We are talking about basic functionality of product that is controlled by firmware, firmware that only one entity controls, the manufacturer.

-ej

iPhone was comparatively a more stable phone when it was first launched more than 1.5 years ago. After that Apple provides firmware updates roughly once a month. These updates are really more for the refinements to the already stable product and not meant for major bug fixes.

It helps that Apple only has one smartphone to manage. Also Apple has been sued (class actions) before by its customers in the USA for some product quality issues. So it has learnt many hard lessons in the past.

Europeans and Asians don't file lawsuits for inferior consumer products. This is one of the reasons why many handset manufacturers are still making unstable products for their consumers in Europe and Asia.

Look, I'm not defending ANYONE here.

All I'm saying is that people who expect hardware, firmware or software to be bug-free are living in a dreamworld.

You've got to define an acceptable and realistic level of bugs and then aim for that, because anything else is impossible.

You might think 99.9% reliability is bug-free but it isn't. Something that is 99.9% reliable and sells 10 million units it will still cause problems for 10,000 people. If 10,000 people complain that their phone doesn't work, would you consider that model to be bug-free?

You realise you are talking about making a mobile phone? "It's not rocket science, boys!"

Actually it IS rocket science, making a modern high end smartphone is an extremely complicated process with a total research cost that's probably comparable to some space rockets. A modern phone is effectively the same thing as a PC from a few years back, but packed into a casing that's smaller than a pack of cards along with all the communications equipment needed to link to wireless towers several miles away, and a camera, and speakers, and a microphone, and a memory card slot, and a keypad, and a GPS receiver, and possibly some more stuff too. You think that's easy?

The physical tests alone cost a fortune, here's a tour of Nokia's test facility in the UK:

http://www.allaboutsymbian.com/media/item/AAS_Video_podcast_37_Visit_to_Nokias_Test_Centre_in_Farnborough.php

...and that's just for physical damage. Now add in testing all the firmware, all the components, all the applications, and then imagine all the different possible combinations of problems together... and then add in all the updates and do the tests again... and then the operator variant models... it's incredibly complex. To go through every possible problem would literally take many years for each model, by which time that model would be out of date, and if anything changes you'd have to do the tests again.

Europeans and Asians don't file lawsuits for inferior consumer products. This is one of the reasons why many handset manufacturers are still making unstable products for their consumers in Europe and Asia.

First of all, rubbish, American handsets are no more stable than those elsewhere.

Secondly, Europeans don't file lawsuits as often because they don't have to. European consumer laws are much tougher than their US equivalents, and EU governments will prosecute much more often on behalf of consumers.

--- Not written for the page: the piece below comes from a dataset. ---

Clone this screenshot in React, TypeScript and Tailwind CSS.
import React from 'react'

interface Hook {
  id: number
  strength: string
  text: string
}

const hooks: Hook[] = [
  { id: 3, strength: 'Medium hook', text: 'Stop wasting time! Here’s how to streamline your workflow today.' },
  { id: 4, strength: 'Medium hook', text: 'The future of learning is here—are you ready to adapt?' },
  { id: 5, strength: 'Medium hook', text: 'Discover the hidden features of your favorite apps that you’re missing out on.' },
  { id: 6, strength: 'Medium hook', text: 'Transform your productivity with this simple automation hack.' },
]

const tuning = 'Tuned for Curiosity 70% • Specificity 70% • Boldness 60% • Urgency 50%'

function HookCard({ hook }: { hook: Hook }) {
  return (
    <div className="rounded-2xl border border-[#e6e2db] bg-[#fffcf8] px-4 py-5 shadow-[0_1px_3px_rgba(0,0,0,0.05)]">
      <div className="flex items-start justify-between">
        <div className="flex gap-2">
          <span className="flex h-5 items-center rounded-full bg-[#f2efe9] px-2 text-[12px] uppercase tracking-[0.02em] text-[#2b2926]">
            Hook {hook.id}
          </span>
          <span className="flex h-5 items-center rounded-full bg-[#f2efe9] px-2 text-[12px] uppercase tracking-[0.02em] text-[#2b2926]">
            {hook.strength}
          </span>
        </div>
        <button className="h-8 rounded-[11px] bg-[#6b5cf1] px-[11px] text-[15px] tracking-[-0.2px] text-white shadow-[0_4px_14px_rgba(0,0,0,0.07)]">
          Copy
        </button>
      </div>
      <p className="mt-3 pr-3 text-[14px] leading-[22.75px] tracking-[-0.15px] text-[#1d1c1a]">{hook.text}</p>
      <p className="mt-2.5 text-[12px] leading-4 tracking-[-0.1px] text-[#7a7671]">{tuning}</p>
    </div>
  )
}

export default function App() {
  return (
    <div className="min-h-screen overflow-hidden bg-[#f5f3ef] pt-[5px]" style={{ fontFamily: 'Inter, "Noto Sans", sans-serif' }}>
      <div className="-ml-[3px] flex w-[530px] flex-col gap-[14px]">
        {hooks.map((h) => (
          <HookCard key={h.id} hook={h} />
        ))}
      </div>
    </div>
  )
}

If a device breaks down in Europe, you can typically return it to the shop that sold it for a free repair or replacement within the first year or two. I've done this many times with various smartphones and other gadgets, didn't cost me a penny, and I didn't have any kind of extended warranty either.

If a device breaks down in the US, you typically have to send it somewhere yourself, and thenpossibly pay some extra charges on top too, even though it was supposed to be covered by a warranty. Many people never bother to go through this procedure, and US companies get away with shoddier customer support as a result.

Tzer2...

That “can’t do” attitude is exactly what the manufacturers are looking to foster in the man on the street.

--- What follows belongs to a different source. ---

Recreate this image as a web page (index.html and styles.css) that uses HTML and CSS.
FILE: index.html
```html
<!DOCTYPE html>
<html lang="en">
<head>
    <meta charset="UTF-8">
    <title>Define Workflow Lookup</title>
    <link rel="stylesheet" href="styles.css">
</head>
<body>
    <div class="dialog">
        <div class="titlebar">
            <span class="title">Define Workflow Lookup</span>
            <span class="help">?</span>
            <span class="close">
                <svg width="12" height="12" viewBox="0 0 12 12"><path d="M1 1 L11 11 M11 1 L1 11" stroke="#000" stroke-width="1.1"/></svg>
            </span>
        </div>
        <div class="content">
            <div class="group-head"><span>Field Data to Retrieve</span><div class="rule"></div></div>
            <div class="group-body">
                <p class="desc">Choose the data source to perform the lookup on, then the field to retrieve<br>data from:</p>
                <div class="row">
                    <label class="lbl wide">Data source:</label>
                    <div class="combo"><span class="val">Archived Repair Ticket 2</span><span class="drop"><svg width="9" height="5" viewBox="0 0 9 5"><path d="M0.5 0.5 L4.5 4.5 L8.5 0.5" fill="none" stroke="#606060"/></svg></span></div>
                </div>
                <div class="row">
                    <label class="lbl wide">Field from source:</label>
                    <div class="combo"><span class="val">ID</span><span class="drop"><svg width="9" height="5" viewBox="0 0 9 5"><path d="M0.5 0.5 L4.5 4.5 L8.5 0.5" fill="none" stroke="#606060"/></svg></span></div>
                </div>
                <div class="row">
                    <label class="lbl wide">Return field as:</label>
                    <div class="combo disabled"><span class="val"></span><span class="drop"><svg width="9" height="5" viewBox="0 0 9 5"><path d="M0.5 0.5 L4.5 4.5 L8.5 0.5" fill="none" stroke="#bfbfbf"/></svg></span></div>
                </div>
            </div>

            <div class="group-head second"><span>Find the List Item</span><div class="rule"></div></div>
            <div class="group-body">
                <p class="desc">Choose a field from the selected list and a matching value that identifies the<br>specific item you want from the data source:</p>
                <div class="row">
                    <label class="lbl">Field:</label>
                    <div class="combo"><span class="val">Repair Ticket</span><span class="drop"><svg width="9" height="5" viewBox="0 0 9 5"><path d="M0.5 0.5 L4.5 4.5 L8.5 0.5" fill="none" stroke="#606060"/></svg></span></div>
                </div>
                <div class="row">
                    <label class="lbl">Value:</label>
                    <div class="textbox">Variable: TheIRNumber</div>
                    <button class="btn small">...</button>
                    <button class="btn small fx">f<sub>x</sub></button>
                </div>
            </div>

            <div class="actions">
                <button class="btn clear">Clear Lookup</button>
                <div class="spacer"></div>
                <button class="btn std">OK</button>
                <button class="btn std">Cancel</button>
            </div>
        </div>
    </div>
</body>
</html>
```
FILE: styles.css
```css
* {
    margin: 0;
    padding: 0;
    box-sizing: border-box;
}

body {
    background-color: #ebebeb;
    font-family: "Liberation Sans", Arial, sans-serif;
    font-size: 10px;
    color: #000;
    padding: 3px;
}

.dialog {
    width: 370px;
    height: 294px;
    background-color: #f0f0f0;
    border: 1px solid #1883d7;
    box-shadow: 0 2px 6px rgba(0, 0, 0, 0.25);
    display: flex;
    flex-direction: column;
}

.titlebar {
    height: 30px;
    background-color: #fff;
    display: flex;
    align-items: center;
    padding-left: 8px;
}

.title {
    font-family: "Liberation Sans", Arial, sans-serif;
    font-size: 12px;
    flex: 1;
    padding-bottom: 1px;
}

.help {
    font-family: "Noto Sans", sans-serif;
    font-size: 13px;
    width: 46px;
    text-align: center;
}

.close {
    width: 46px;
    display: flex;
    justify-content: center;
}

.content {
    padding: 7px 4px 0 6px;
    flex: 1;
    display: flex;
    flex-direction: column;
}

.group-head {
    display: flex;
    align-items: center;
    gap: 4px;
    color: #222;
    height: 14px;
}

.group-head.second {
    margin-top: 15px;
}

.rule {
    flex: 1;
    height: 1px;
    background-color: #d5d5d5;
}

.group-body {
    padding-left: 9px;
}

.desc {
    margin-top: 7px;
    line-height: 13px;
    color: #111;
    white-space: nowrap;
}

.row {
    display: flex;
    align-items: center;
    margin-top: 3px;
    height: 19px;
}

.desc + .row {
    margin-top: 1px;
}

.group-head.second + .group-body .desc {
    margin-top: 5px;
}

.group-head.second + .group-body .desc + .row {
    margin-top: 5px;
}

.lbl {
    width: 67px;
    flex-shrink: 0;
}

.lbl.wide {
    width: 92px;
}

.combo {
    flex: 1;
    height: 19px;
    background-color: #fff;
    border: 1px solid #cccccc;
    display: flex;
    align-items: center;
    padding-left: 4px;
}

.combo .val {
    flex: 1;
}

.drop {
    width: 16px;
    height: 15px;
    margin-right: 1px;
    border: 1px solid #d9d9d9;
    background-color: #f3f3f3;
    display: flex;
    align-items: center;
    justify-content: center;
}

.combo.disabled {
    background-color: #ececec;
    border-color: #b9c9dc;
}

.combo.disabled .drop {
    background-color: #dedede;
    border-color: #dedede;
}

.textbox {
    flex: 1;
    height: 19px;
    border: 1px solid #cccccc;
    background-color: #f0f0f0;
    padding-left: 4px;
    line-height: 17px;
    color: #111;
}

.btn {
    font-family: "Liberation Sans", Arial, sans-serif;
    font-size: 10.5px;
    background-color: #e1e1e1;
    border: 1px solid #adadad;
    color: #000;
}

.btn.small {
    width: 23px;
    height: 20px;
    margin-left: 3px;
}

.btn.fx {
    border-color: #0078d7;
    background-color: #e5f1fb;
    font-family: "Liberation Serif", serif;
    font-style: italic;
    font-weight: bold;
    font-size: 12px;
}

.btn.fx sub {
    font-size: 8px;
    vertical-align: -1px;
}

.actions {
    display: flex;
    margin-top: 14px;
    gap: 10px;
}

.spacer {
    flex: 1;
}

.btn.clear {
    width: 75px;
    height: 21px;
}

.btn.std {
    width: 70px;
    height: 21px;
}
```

No, it's a realistic attitude which is fostered in anyone who keeps their eyes open.

I'm not saying bugs are okay, I'm just saying that you cannot ever make something that is 100% free of bugs.

If you think a computing device can be totally free of bugs, then I've got a bridge in Brooklyn I'd like to sell to you.

Yes, Mercedes does put out bug free technology

Name one Mercedes product which has NEVER failed under any circumstances.

I don't think you quite understand what "bug free" means, it means God-like perfection which simply isn't attainable in the real world.

Yes, a car failure could mean deaths, but cars still fail don't they?

Aircraft failure could mean even more deaths, but despite massive amounts of money invested in safety aircraft still fail from time to time, due to unforeseen circumstances caused by the complexity of the vehicle.

In fact aircraft are a very good illustration of why complexity matters: when piston engines were standard aircraft used to require far more maintenance, but when jet engines were introduced the maintenance levels dropped right down. That's because jets have far fewer moving parts, so there was much less that could go wrong.

Smartphones are the equivalent of piston engines, they've got more functions than normal phones, and the complexity is getting greater all the time. That's why smartphones are less reliable than normal phones, not because they're badly made but simply because there are more "moving parts".

That testing 'lab' is not rocket science... A machine that presses a button alot and a fridge / freezer are not the cutting edge of science... I'd say 'rocket science' was more like the American Strategic Defense Initiative or Stem Cell research.

Just to be clear - we are talking about firmware and a reasonable degree of completeness on launch - ie it works. Just because phones are small and they have a camera and a gps does not mean the are amazingly complicated and really hard to test! They have a gps receiver and a cmos chip - big deal! If we lived in the 1950s then yes that would be amazing but we don't and phones arent! However much you like then - don't make them out to be something they are not.

Lots of software nowadays has a known quality level. This means keeping track of the number of defects in the software, their severity (from total crashes to misplaced pixels) and the evolution over time of the number of defects. Having a big enough software base, you can now start doing statistics, like the expected number of defects that cause crashes, or expected number of misplaced pixel situations.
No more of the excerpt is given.